:: GIVEN INFORMATION

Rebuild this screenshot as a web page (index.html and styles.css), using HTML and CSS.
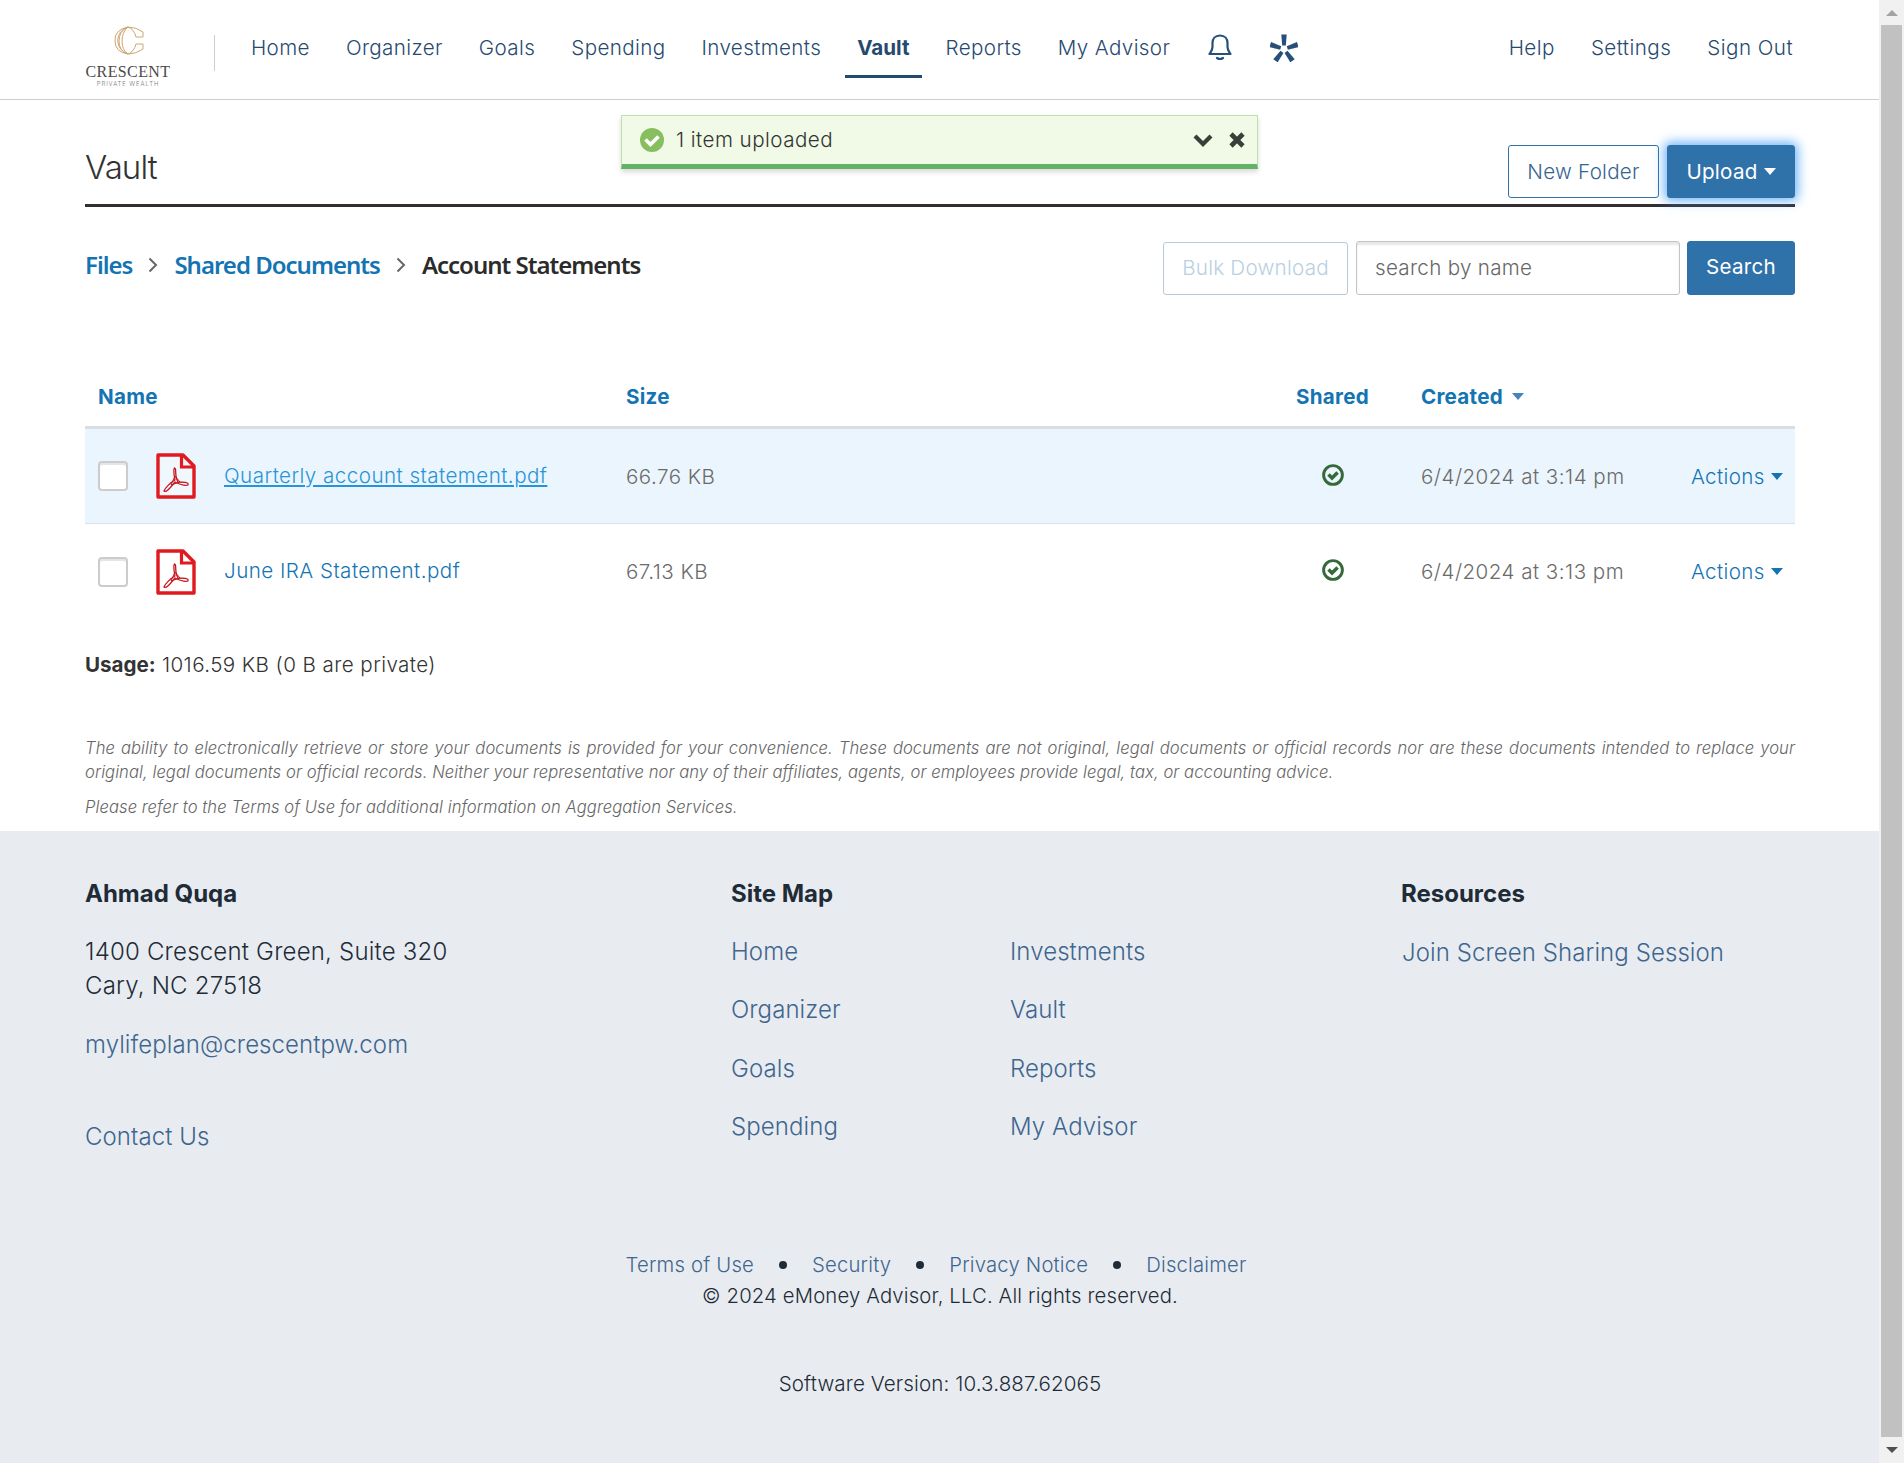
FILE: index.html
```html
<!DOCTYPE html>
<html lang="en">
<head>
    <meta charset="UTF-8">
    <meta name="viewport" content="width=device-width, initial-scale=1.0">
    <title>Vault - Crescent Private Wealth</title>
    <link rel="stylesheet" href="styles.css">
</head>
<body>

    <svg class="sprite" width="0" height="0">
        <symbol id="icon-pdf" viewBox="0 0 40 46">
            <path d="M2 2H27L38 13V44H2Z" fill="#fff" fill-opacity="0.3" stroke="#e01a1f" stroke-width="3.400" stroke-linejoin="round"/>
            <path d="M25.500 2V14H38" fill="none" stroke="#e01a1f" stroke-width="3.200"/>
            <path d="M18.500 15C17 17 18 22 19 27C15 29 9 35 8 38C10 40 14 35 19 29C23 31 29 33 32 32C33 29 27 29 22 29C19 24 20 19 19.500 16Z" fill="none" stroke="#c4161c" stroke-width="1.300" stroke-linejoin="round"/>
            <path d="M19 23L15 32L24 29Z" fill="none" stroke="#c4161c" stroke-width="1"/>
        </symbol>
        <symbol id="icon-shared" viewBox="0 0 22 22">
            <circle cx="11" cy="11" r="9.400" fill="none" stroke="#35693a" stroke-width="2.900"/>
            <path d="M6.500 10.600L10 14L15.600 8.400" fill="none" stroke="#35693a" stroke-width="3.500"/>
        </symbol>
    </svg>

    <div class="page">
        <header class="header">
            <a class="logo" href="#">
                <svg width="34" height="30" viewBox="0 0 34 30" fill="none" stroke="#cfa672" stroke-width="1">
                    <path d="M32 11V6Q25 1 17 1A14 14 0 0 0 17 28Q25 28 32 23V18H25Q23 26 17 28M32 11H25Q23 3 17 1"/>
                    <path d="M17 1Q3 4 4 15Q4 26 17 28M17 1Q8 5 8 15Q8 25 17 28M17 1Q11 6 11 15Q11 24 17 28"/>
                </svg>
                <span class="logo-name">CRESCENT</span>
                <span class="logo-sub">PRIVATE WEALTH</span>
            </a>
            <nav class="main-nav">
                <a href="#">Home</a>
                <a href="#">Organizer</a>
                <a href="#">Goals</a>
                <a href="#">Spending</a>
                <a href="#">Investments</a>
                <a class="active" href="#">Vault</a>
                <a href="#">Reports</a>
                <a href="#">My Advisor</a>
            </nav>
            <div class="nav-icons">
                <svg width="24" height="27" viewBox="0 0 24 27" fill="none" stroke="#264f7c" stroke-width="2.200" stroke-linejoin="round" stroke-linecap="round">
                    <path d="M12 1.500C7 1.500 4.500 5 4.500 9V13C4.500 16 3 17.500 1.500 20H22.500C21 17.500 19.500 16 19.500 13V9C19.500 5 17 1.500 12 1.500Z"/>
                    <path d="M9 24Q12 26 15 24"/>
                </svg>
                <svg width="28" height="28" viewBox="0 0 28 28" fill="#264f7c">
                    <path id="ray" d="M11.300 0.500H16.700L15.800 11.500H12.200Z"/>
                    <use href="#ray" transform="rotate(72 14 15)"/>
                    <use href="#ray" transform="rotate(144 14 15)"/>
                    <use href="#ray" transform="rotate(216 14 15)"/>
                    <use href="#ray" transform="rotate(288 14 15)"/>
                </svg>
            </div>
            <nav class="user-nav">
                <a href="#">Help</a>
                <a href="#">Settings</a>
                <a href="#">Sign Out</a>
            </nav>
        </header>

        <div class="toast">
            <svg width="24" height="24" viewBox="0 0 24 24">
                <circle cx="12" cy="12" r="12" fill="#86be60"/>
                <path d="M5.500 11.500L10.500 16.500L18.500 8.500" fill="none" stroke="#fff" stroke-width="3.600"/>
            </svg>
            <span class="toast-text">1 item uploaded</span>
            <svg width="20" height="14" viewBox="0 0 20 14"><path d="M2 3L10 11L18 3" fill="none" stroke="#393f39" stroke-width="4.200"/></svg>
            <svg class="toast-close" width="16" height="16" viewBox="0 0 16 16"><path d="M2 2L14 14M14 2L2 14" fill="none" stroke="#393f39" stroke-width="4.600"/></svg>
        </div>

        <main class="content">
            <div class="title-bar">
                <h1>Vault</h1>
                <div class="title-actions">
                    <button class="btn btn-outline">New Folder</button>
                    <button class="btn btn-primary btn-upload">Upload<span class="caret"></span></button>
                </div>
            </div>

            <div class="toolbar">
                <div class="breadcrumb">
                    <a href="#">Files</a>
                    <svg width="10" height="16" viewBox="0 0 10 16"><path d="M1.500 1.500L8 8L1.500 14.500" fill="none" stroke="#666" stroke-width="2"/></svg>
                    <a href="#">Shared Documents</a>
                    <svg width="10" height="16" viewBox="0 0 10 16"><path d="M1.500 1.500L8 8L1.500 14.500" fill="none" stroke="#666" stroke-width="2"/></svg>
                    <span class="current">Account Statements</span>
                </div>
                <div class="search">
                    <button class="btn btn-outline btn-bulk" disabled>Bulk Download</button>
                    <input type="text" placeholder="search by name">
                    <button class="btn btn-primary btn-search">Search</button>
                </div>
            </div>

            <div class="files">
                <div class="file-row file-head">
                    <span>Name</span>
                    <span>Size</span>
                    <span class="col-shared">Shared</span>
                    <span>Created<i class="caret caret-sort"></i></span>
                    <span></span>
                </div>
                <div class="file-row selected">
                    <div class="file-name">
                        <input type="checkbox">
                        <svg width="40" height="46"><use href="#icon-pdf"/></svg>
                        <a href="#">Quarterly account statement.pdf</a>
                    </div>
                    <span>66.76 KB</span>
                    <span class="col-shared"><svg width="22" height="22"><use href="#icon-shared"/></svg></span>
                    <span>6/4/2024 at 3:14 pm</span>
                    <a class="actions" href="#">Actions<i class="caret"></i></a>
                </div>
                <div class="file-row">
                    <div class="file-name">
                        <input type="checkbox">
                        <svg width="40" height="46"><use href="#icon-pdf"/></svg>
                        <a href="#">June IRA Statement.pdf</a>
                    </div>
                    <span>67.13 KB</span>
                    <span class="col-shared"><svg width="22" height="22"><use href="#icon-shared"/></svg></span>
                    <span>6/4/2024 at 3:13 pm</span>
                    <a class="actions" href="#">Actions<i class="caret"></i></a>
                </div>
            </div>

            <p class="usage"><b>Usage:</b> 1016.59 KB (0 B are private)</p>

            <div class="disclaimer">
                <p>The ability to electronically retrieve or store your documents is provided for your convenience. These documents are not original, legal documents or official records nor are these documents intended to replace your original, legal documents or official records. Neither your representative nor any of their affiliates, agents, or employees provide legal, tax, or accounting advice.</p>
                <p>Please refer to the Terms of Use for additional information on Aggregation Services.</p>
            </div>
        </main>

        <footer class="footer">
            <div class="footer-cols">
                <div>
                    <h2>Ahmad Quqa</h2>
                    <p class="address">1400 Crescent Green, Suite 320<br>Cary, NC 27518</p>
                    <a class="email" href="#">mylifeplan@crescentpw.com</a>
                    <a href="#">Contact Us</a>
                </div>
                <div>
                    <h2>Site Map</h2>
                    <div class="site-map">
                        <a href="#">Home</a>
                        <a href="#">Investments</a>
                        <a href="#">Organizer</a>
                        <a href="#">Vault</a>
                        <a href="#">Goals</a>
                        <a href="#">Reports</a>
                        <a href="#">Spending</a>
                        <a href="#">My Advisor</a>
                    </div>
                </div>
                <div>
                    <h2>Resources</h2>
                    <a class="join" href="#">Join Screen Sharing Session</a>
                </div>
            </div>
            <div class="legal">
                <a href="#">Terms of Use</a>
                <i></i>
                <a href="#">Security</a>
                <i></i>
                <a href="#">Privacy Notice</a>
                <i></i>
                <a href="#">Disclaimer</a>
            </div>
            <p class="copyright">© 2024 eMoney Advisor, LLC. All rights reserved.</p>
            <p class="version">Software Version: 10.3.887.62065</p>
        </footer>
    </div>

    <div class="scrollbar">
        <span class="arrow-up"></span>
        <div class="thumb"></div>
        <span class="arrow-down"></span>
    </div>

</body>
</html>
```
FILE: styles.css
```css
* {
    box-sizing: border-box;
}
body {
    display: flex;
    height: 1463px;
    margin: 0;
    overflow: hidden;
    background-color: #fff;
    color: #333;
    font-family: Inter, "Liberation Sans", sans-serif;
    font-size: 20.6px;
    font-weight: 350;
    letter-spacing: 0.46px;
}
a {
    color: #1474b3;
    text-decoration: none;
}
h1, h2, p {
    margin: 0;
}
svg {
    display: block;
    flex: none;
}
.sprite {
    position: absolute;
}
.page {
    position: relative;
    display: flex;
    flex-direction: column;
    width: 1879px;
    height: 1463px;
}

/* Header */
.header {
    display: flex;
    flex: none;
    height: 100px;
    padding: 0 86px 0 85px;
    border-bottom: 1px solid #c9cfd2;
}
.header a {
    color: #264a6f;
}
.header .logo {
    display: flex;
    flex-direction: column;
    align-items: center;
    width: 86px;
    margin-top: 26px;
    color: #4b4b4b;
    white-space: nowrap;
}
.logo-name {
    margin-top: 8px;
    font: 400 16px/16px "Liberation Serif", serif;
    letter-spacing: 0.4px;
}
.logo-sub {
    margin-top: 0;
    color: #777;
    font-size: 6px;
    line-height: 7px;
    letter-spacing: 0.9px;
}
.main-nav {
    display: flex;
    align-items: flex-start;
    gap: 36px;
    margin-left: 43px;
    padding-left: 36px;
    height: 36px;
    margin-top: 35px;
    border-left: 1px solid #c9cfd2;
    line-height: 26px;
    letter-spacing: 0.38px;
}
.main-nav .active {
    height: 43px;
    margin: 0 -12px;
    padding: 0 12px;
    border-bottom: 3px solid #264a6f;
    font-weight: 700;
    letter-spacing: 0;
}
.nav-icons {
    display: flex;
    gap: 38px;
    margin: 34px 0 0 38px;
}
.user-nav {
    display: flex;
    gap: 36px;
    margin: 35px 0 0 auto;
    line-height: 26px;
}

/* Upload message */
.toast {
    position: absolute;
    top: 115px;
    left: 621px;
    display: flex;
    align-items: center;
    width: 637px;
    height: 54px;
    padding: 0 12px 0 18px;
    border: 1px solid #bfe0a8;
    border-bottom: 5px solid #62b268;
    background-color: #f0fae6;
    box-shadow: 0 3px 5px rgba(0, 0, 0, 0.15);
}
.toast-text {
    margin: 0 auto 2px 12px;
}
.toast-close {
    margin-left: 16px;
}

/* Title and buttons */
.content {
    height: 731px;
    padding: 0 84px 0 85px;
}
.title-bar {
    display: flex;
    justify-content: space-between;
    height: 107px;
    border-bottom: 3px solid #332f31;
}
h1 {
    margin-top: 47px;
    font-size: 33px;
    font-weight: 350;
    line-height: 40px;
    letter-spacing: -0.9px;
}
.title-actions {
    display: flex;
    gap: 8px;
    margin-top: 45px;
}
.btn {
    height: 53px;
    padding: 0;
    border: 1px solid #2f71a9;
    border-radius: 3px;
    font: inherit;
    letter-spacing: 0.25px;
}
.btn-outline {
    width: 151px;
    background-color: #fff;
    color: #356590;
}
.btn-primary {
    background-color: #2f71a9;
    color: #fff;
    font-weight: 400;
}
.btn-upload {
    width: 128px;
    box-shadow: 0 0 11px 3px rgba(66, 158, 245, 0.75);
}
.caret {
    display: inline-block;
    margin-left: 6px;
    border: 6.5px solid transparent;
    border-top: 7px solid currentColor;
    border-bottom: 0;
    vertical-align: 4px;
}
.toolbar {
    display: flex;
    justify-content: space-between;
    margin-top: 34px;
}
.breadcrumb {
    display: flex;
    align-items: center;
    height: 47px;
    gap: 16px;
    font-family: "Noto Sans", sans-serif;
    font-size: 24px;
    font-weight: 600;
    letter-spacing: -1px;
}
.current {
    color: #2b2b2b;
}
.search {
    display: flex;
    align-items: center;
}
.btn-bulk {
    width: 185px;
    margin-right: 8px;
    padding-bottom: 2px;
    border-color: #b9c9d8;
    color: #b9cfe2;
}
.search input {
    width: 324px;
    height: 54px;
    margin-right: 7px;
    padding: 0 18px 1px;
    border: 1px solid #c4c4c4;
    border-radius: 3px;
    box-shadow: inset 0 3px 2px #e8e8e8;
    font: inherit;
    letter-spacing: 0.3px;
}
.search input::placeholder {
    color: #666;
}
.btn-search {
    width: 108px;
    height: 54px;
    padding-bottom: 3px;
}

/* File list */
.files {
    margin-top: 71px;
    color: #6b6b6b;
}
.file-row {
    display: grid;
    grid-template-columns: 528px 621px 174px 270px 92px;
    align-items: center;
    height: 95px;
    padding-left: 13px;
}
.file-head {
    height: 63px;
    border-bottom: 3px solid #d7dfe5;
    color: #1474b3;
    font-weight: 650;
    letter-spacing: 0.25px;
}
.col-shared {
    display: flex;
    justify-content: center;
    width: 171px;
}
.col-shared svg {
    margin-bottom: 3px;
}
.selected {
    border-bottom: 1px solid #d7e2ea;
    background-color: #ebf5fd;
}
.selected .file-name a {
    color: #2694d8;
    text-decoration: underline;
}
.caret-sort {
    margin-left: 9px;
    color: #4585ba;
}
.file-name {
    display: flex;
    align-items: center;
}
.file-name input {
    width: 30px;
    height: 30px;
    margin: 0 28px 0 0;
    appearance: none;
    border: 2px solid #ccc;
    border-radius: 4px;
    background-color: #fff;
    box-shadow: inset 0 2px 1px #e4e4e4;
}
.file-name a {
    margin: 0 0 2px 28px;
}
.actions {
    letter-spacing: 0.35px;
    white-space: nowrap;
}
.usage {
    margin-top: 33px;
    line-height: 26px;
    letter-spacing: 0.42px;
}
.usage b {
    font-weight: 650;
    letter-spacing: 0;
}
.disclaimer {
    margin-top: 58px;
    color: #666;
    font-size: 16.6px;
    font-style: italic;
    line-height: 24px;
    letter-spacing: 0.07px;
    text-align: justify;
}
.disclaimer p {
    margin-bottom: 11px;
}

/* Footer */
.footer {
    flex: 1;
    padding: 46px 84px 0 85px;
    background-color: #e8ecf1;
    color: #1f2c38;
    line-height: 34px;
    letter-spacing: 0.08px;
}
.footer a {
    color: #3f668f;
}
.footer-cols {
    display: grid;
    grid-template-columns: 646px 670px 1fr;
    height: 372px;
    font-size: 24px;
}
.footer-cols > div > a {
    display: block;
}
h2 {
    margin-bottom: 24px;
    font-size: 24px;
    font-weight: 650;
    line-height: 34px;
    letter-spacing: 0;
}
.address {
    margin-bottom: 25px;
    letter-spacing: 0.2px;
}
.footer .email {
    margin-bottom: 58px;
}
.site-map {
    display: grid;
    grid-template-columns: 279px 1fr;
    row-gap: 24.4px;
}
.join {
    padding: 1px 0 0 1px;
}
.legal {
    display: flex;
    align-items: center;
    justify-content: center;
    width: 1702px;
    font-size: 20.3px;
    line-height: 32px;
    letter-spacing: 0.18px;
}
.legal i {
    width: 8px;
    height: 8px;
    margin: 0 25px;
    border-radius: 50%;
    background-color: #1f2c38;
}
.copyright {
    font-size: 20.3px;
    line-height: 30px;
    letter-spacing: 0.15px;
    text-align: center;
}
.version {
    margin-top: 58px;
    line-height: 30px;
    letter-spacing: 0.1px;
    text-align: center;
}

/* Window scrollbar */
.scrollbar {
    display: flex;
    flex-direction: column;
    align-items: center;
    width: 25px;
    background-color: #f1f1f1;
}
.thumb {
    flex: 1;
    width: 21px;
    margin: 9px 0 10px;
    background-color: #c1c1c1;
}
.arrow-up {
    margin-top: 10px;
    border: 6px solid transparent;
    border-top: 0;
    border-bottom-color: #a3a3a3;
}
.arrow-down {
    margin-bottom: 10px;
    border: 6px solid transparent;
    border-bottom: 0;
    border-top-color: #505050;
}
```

::::

YOUR INSTRUCTIONS:
Count the lines of the material that include the word "index", then state only the total.

COMPLETE ANSWER:
2